Marcelo Bielsa, the famed legendary Argentinian coach, is credited with the high pressing type of football favoured by both Jurgen Klopp and Mauricio Pochettino. Pochettino played under Bielsa for the national team, earning some of his 20 caps.
Pep Guardiola has acceded to the influence of Bielsa in his great Barcelona side of 2009-2013. Klopp used the same technique at Dortmund in his seven year spell there.
There are a lot of analogous common themes in the game plan of Pochettino and Klopp. Both prefer young hungry athletic players, and both have the opinion “if you wish to leave my football club, no problem”. Pochettino lost Shaw, Lallana, Clyne, Chambers, Lovren at Southampton and Klopp lost Gotze, Lewandowski, Kroos, Kagawa, both embraced the process without unduly complaining. Neither of these managers have bemoaned anything in the structure of their football clubs, with Pochettino having a very productive relationship with Nicola Cortese who appointed him at Southampton and Klopp had an excellent relationship with Michael Zorc at Dortmund.
Interestingly both played as centre-backs, with Pochettino having the more stellar playing career. Neither of these managers suffer prima-donnas, regardless of your status as a player you are expected to work your socks off with an aimed 16 kilometres per match per player being the rough benchmark. Analysis and statistics play a huge part in both of their game preparations creating enthusiastic high energy vibrant teams with pressing as the dominant theme.
Both managers prefer small tight squads rather than huge numbers of players, Klopp shipped out 17 players in his first season at Dortmund. Pochettino has done a very similar thing at Spurs dispensing with Capoue, Paulinho, Lennon, Gomes, Townsend, Adebayor and Chirches in 18 months. The preference for young impressionable players is driven by their inherent hunger and their desire to learn and improve daily. Respect is a major theme, characterised by how Pochettino has jettisoned Andros Townsend after a minor affray with the Spurs fitness coach.

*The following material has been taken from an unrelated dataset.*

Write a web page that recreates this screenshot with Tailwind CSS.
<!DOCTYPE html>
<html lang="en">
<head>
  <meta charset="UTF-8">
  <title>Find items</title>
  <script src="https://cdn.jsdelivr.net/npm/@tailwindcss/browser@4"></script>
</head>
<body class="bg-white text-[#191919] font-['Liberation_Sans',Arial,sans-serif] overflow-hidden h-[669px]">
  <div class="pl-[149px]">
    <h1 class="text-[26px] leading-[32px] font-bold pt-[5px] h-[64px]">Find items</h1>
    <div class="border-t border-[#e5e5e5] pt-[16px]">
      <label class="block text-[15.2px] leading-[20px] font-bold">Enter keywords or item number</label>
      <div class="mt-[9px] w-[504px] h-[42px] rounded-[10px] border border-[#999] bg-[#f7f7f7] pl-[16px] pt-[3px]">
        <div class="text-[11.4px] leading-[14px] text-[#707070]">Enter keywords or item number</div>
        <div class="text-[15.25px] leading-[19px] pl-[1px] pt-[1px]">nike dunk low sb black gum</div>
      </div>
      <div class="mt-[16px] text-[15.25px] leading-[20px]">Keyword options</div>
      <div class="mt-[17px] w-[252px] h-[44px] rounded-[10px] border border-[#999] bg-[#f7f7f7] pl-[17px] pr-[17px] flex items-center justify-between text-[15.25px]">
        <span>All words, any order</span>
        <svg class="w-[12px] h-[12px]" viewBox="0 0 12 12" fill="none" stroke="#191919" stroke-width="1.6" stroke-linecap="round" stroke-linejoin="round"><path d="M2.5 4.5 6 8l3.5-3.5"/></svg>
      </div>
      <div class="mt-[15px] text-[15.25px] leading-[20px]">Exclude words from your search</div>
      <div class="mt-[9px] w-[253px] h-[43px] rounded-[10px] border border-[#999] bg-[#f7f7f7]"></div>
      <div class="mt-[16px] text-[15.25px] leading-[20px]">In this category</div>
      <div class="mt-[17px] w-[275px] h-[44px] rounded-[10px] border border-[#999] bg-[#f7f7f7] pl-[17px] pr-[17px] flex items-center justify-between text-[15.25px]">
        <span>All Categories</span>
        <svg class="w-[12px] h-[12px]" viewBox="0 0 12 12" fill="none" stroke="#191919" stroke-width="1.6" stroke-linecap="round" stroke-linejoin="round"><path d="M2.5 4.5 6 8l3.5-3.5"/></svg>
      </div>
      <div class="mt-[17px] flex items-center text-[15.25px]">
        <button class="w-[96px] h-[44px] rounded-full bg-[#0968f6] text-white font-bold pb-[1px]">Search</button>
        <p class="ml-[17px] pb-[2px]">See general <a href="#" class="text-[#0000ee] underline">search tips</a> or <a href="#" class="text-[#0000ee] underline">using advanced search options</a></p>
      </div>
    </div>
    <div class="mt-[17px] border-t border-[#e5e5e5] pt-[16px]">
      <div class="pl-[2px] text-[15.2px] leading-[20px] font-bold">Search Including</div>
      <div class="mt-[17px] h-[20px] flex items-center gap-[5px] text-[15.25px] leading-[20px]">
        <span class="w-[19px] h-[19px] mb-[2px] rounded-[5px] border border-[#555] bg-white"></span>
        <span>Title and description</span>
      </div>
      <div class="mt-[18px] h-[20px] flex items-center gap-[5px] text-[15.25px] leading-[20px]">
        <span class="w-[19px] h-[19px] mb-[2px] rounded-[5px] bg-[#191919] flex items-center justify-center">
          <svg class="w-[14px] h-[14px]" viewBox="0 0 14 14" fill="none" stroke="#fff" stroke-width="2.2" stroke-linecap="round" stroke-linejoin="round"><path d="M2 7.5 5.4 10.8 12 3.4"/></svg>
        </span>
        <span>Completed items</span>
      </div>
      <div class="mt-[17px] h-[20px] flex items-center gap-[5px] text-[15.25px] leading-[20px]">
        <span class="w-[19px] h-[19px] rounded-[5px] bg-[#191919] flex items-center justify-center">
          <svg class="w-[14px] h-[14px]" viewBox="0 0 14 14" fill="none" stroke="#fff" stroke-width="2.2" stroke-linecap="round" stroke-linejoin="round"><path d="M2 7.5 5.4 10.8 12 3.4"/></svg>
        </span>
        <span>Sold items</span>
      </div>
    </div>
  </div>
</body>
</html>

Consequently their time is not consumed by managing egos, which saps even the greatest managers. Team morale and atmosphere can be far more easily influenced and manipulated with fewer ageing professionals. Pochettino’s interview post match in the Norwich game aptly sums it up, “People say youngsters make mistakes, I have seen senior pro’s make the same number of mistakes, that is football.”

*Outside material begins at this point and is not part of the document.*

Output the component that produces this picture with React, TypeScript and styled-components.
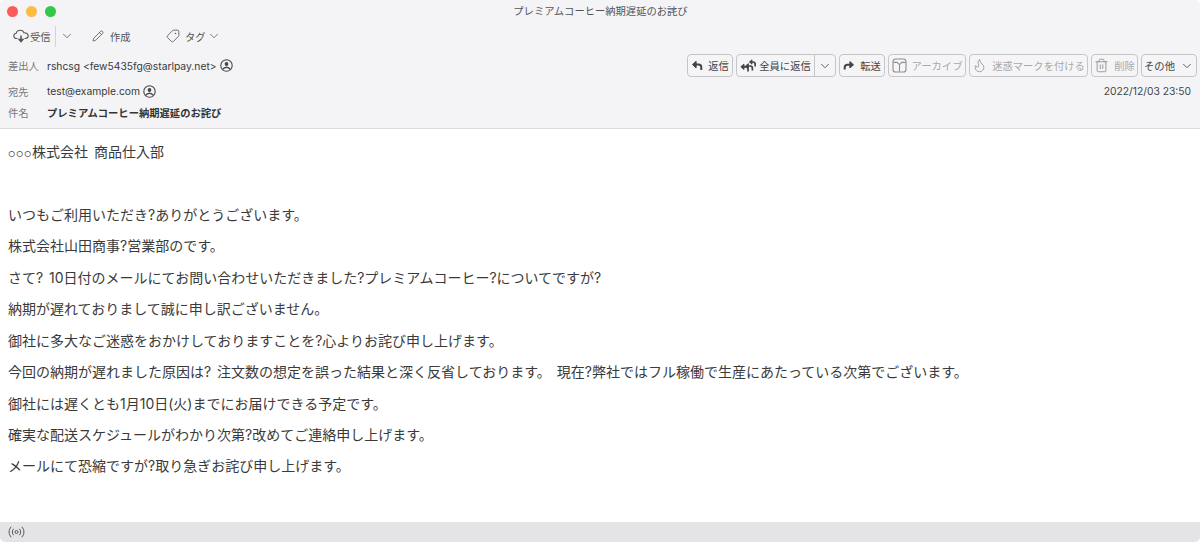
import React from "react";
import styled, { createGlobalStyle } from "styled-components";
import { ChevronDown, Flame, Pencil, Tag, Trash2 } from "lucide-react";

const FONT = `"Inter", "Liberation Sans", "Noto Sans CJK JP", sans-serif`;

const LINES = [
    "",
    "いつもご利用いただき?ありがとうございます。",
    "株式会社山田商事?営業部のです。",
    "さて? 10日付のメールにてお問い合わせいただきました?プレミアムコーヒー?についてですが?",
    "納期が遅れておりまして誠に申し訳ございません。",
    "御社に多大なご迷惑をおかけしておりますことを?心よりお詫び申し上げます。",
    "今回の納期が遅れました原因は? 注文数の想定を誤った結果と深く反省しております。 現在?弊社ではフル稼働で生産にあたっている次第でございます。",
    "御社には遅くとも1月10日(火)までにお届けできる予定です。",
    "確実な配送スケジュールがわかり次第?改めてご連絡申し上げます。",
    "メールにて恐縮ですが?取り急ぎお詫び申し上げます。",
];

const CloudIcon = () => (
    <svg width="16" height="16" viewBox="0 0 16 16" fill="none" stroke="currentColor" strokeWidth="1.1">
        <path d="M4.5 10.5H3.6C2 10.5 0.8 9.4 0.8 7.9C0.8 6.5 1.9 5.4 3.2 5.3C3.6 3.4 5.2 2.2 7.2 2.2C9 2.2 10.5 3.2 11 4.8C13.3 4.6 15.2 6 15.2 7.8C15.2 9.4 14 10.5 12.3 10.5H11.5" />
        <path d="M8 7.5V13.4" strokeWidth="1.5" />
        <path d="M5.8 11.4L8 14L10.2 11.4Z" fill="currentColor" />
    </svg>
);

const PersonGlyph = () => (
    <svg width="13" height="13" viewBox="0 0 13 13" fill="none" stroke="#48484a" strokeWidth="1.1">
        <circle cx="6.5" cy="6.5" r="5.7" />
        <circle cx="6.5" cy="5" r="1.9" fill="#48484a" stroke="none" />
        <path d="M3 10.3C3.6 8.9 4.8 8.2 6.5 8.2C8.2 8.2 9.4 8.9 10 10.3" strokeWidth="1.4" />
    </svg>
);

const ReplyIcon = () => (
    <svg width="12" height="11" viewBox="0 0 11 11" fill="none" stroke="currentColor">
        <path d="M4.6 1.3L1 4.6L4.6 7.9Z" fill="currentColor" strokeWidth="1" strokeLinejoin="round" />
        <path d="M4 4.6H7C8.8 4.6 9.8 5.8 9.8 7.6V10" strokeWidth="2" />
    </svg>
);

const ForwardIcon = () => (
    <svg width="12" height="11" viewBox="0 0 11 11" fill="none" stroke="currentColor">
        <path d="M6.4 1.6L10 4.8L6.4 8Z" fill="currentColor" strokeWidth="1" strokeLinejoin="round" />
        <path d="M7 4.8H4C2.2 4.8 1.2 6 1.2 7.8V9.6" strokeWidth="2" />
    </svg>
);

const ReplyAllIcon = () => (
    <svg width="16" height="14" viewBox="0 0 16 14" fill="none" stroke="currentColor">
        <path d="M4 5L0.8 7.8L4 10.6Z" fill="currentColor" strokeWidth="0.8" strokeLinejoin="round" />
        <path d="M3.4 7.8H6C7.4 7.8 8 8.8 8 10.2V12.4" strokeWidth="1.7" />
        <path d="M8.4 4.6L5.6 7L8.4 9.2Z" fill="currentColor" strokeWidth="0.8" strokeLinejoin="round" />
        <path d="M8 7H10.4C11.8 7 12.4 8 12.4 9.4V11.6" strokeWidth="1.7" />
        <path d="M12 0.8L9.4 3L12 5.2Z" fill="currentColor" strokeWidth="0.8" strokeLinejoin="round" />
        <path d="M11.6 3H13C14.4 3 15.2 4 15.2 5.4V7.4" strokeWidth="1.7" />
    </svg>
);

const ArchiveIcon = () => (
    <svg width="15" height="15" viewBox="0 0 15 15" fill="none" stroke="currentColor" strokeWidth="1.1">
        <rect x="1" y="1" width="13" height="13" rx="2.6" />
        <path d="M1.4 4.4H5L7.5 6.6L10 4.4H13.6" />
        <path d="M7.5 6.6V13.6" />
    </svg>
);

const RadioIcon = () => (
    <svg width="17" height="12" viewBox="0 0 17 12" fill="none" stroke="currentColor" strokeWidth="1">
        <circle cx="8.5" cy="6" r="1.5" />
        <path d="M5.6 2.8C4 4.6 4 7.4 5.6 9.2" />
        <path d="M11.4 2.8C13 4.6 13 7.4 11.4 9.2" />
        <path d="M3.2 0.8C0.4 3.8 0.4 8.2 3.2 11.2" />
        <path d="M13.8 0.8C16.6 3.8 16.6 8.2 13.8 11.2" />
    </svg>
);

const App = () => {
    return (
        <Window>
            <GlobalStyle />
            <Header>
                <TitleBar>
                    <Lights>
                        <Light color="#fc5b57" />
                        <Light color="#fdbc40" />
                        <Light color="#34c84a" />
                    </Lights>
                    <Title>プレミアムコーヒー納期遅延のお詫び</Title>
                </TitleBar>
                <Toolbar>
                    <ToolItem width={42}>
                        <CloudIcon />
                        受信
                    </ToolItem>
                    <ToolDivider />
                    <ToolChevron>
                        <ChevronDown size={14} strokeWidth={1.3} />
                    </ToolChevron>
                    <ToolItem width={74}>
                        <Pencil size={12} strokeWidth={1.6} />
                        <ToolLabel left={5}>作成</ToolLabel>
                    </ToolItem>
                    <ToolItem width={70}>
                        <MirrorTag size={14} strokeWidth={1.4} />
                        <ToolLabel left={4}>タグ</ToolLabel>
                        <ChevronDown size={14} strokeWidth={1.3} />
                    </ToolItem>
                </Toolbar>
                <MetaRow height={29}>
                    <Label>差出人</Label>
                    <Value>rshcsg &lt;few5435fg@starlpay.net&gt;</Value>
                    <PersonGlyph />
                    <Actions>
                        <ActionButton width={46}>
                            <ReplyIcon />
                            返信
                        </ActionButton>
                        <SplitButton>
                            <SplitMain>
                                <ReplyAllIcon />
                                全員に返信
                            </SplitMain>
                            <SplitArrow>
                                <ChevronDown size={14} strokeWidth={1.4} />
                            </SplitArrow>
                        </SplitButton>
                        <ActionButton width={46}>
                            <ForwardIcon />
                            転送
                        </ActionButton>
                        <ActionButton width={78} disabled>
                            <DimIcon>
                                <ArchiveIcon />
                            </DimIcon>
                            アーカイブ
                        </ActionButton>
                        <ActionButton width={119} disabled>
                            <DimIcon>
                                <Flame size={15} strokeWidth={1.3} />
                            </DimIcon>
                            迷惑マークを付ける
                        </ActionButton>
                        <ActionButton width={47} disabled>
                            <DimIcon>
                                <Trash2 size={15} strokeWidth={1.4} />
                            </DimIcon>
                            削除
                        </ActionButton>
                        <ActionButton width={56}>
                            その他
                            <ChevronDown size={14} strokeWidth={1.4} />
                        </ActionButton>
                    </Actions>
                </MetaRow>
                <MetaRow height={22}>
                    <Label>宛先</Label>
                    <Value>test@example.com</Value>
                    <PersonGlyph />
                    <DateText>2022/12/03 23:50</DateText>
                </MetaRow>
                <MetaRow height={21}>
                    <Label>件名</Label>
                    <Subject>プレミアムコーヒー納期遅延のお詫び</Subject>
                </MetaRow>
            </Header>
            <Body>
                <Line>
                    <SmallCircles>○○○</SmallCircles>株式会社 商品仕入部
                </Line>
                {LINES.map((line, ind) => (
                    <Line key={ind}>{line}</Line>
                ))}
            </Body>
            <StatusBar>
                <RadioIcon />
            </StatusBar>
        </Window>
    );
};

export default App;

const GlobalStyle = createGlobalStyle`
    html, body {
        margin: 0;
        padding: 0;
        background: #ffffff;
    }
`;

const Window = styled.div`
    width: 1200px;
    height: 542px;
    overflow: hidden;
    border-radius: 5px;
    display: flex;
    flex-direction: column;
    font-family: ${FONT};
    color: #333333;
`;

const Header = styled.header`
    height: 129px;
    box-sizing: border-box;
    flex: none;
    background: #f4f4f6;
    border-bottom: 1px solid #dcdcdc;
    display: flex;
    flex-direction: column;
`;

const TitleBar = styled.div`
    height: 21px;
    padding: 2px 0 0 7px;
    box-sizing: border-box;
    display: flex;
    align-items: center;
    position: relative;
`;

const Lights = styled.div`
    display: flex;
    gap: 8px;
`;

const Light = styled.span<{ color: string }>`
    width: 11px;
    height: 11px;
    border-radius: 50%;
    background: ${(p) => p.color};
`;

const Title = styled.div`
    position: absolute;
    top: 3px;
    left: 1px;
    right: 0;
    text-align: center;
    font-size: 10.3px;
    color: #555558;
`;

const Toolbar = styled.div`
    height: 30px;
    padding-left: 13px;
    display: flex;
    align-items: center;
    color: #555558;
`;

const ToolItem = styled.div<{ width: number }>`
    width: ${(p) => p.width}px;
    flex: none;
    display: flex;
    align-items: center;
    gap: 1px;
    font-size: 10.3px;
`;

const ToolLabel = styled.span<{ left: number }>`
    margin-left: ${(p) => p.left}px;
`;

const MirrorTag = styled(Tag)`
    transform: scaleX(-1);
`;

const ToolDivider = styled.span`
    width: 1px;
    height: 21px;
    background: #d4d4d6;
`;

const ToolChevron = styled.div`
    width: 36px;
    padding-left: 4px;
    box-sizing: border-box;
    display: flex;
`;

const MetaRow = styled.div<{ height: number }>`
    height: ${(p) => p.height}px;
    padding: 0 3px 0 8px;
    display: flex;
    align-items: center;
    font-size: 10.3px;
`;

const Label = styled.span`
    width: 39px;
    flex: none;
    color: #77777a;
`;

const Value = styled.span`
    color: #3a3a3c;
    margin-right: 3px;
`;

const Actions = styled.div`
    margin-left: auto;
    display: flex;
    gap: 3px;
`;

const ActionButton = styled.div<{ width: number; disabled?: boolean }>`
    width: ${(p) => p.width}px;
    height: 23px;
    box-sizing: border-box;
    display: flex;
    align-items: center;
    justify-content: center;
    gap: 5px;
    border: 1px solid #c6c6c8;
    border-radius: 4px;
    background: #f5f5f7;
    font-size: 10.3px;
    white-space: nowrap;
    color: ${(p) => (p.disabled ? "#a8a8aa" : "#444446")};
`;

const DimIcon = styled.span`
    display: flex;
    color: #8e8e90;
`;

const SplitButton = styled.div`
    height: 23px;
    box-sizing: border-box;
    display: flex;
    border: 1px solid #c6c6c8;
    border-radius: 4px;
    background: #f5f5f7;
    font-size: 10.3px;
    color: #444446;
`;

const SplitMain = styled.div`
    width: 77px;
    display: flex;
    align-items: center;
    justify-content: center;
    gap: 3px;
    border-right: 1px solid #c6c6c8;
    white-space: nowrap;
`;

const SplitArrow = styled.div`
    width: 20px;
    display: flex;
    align-items: center;
    justify-content: center;
`;

const DateText = styled.span`
    margin-left: auto;
    margin-right: 6px;
    color: #444446;
    font-size: 10.3px;
`;

const Subject = styled.span`
    font-weight: 700;
    color: #333333;
`;

const Body = styled.main`
    flex: 1;
    background: #ffffff;
    padding: 7px 8px 0;
    color: #3a3a3a;
`;

const Line = styled.div`
    height: 31.45px;
    line-height: 31.45px;
    font-size: 14px;
    word-spacing: 2px;
    white-space: nowrap;
`;

const SmallCircles = styled.span`
    font-size: 8px;
    letter-spacing: 0.7px;
    word-spacing: 0;
    color: #555555;
`;

const StatusBar = styled.footer`
    height: 20px;
    flex: none;
    background: #e4e4e6;
    padding-left: 8px;
    display: flex;
    align-items: center;
    color: #555558;
`;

Klopp and Pochettino also have a fairly heavy reliance on marauding full-backs, Clyne and Moreno are very offensive, at Dortmund he had Schmelzer and Piszczek bombing forwards. Pochettino has created a perfect four that he rotates: Rose, Davies, Walker and Trippier, all very quick, with a good delivery of a cross. At Southampton he effectively created the careers of Clyne and Luke Shaw, as offensive energetic full-backs.
Klopp and Pochettino also have a heavy reliance on the No.10 role, Klopp excelled superbly with Gotze, Sahin, Kagawa and Mkhitaryan. At Liverpool injuries have prevented a firm decision but Coutinho and Firmino are very much of this ilk, skilful, clever, great touch with pace. A lot of Spurs’ offensive play is orchestrated by the excellent Christian Eriksen a cultured player schooled at the famed Ajax academy.
Coincidently they can also both rapidly assess a players attributes, Pochettino has re-deployed Eric Dier sublimely into a holding midfielder from a centre-back. Klopp famously moved Lukasz Piszczek from a striker into a marauding right-back at Dortmund. Bob Paisley and Brian Clough famously also had that trait of spotting and re-deploying players into more productive positions on the pitch with Ray Kennedy and John McGovern respectively.
Klopp had Sven Bender as his hustling player at Dortmund, and he has Jordan Henderson in that role at Anfield. Pochettino has brought in from the cold ex-Fulham player Moussa Dembelle to excellent effect, a player marginalised under the previous manager Tim Sherwood.
Klopp signed Ciro Immobile at Dortmund and the big money transfer never worked out, and Pochettino signed Dani Osvaldo at Southampton who similarly was a huge disappointment, facetiously and slightly tongue in cheek I don’t think either will delve heavily in the Italian transfer market.